> _Stated task_: Which lines below hold the word "styled"? Copy all of them.
-- Start of Data shown --
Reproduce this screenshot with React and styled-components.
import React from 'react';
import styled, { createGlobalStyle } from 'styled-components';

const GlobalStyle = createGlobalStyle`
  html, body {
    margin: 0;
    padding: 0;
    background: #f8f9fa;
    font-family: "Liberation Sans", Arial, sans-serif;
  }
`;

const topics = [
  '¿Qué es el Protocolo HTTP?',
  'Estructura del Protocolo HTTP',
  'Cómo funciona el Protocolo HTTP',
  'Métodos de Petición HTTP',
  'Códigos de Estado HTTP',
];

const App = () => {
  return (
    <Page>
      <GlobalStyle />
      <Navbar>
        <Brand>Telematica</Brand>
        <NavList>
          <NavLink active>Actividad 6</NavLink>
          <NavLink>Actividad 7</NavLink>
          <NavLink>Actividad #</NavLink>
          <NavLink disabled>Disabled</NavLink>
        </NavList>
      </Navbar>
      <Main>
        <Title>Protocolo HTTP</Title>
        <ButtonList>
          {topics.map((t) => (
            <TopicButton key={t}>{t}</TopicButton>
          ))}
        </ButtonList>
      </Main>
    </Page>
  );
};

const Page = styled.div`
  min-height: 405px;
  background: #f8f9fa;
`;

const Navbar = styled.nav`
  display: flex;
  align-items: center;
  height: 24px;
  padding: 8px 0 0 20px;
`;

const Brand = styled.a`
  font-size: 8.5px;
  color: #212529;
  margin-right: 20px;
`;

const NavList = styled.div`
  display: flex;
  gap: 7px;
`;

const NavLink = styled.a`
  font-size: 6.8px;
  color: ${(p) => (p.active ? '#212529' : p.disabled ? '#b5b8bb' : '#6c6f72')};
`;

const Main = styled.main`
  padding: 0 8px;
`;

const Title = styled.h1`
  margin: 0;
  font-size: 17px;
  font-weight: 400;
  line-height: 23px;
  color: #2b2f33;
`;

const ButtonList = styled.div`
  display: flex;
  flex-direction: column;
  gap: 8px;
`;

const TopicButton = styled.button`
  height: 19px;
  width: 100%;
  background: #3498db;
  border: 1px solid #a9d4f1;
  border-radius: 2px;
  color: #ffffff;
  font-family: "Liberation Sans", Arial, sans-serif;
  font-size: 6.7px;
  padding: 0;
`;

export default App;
-- End of Data shown --
> _Complete output_:
Reproduce this screenshot with React and styled-components.
import styled, { createGlobalStyle } from 'styled-components';
const Page = styled.div`
const Navbar = styled.nav`
const Brand = styled.a`
const NavList = styled.div`
const NavLink = styled.a`
const Main = styled.main`
const Title = styled.h1`
const ButtonList = styled.div`
const TopicButton = styled.button`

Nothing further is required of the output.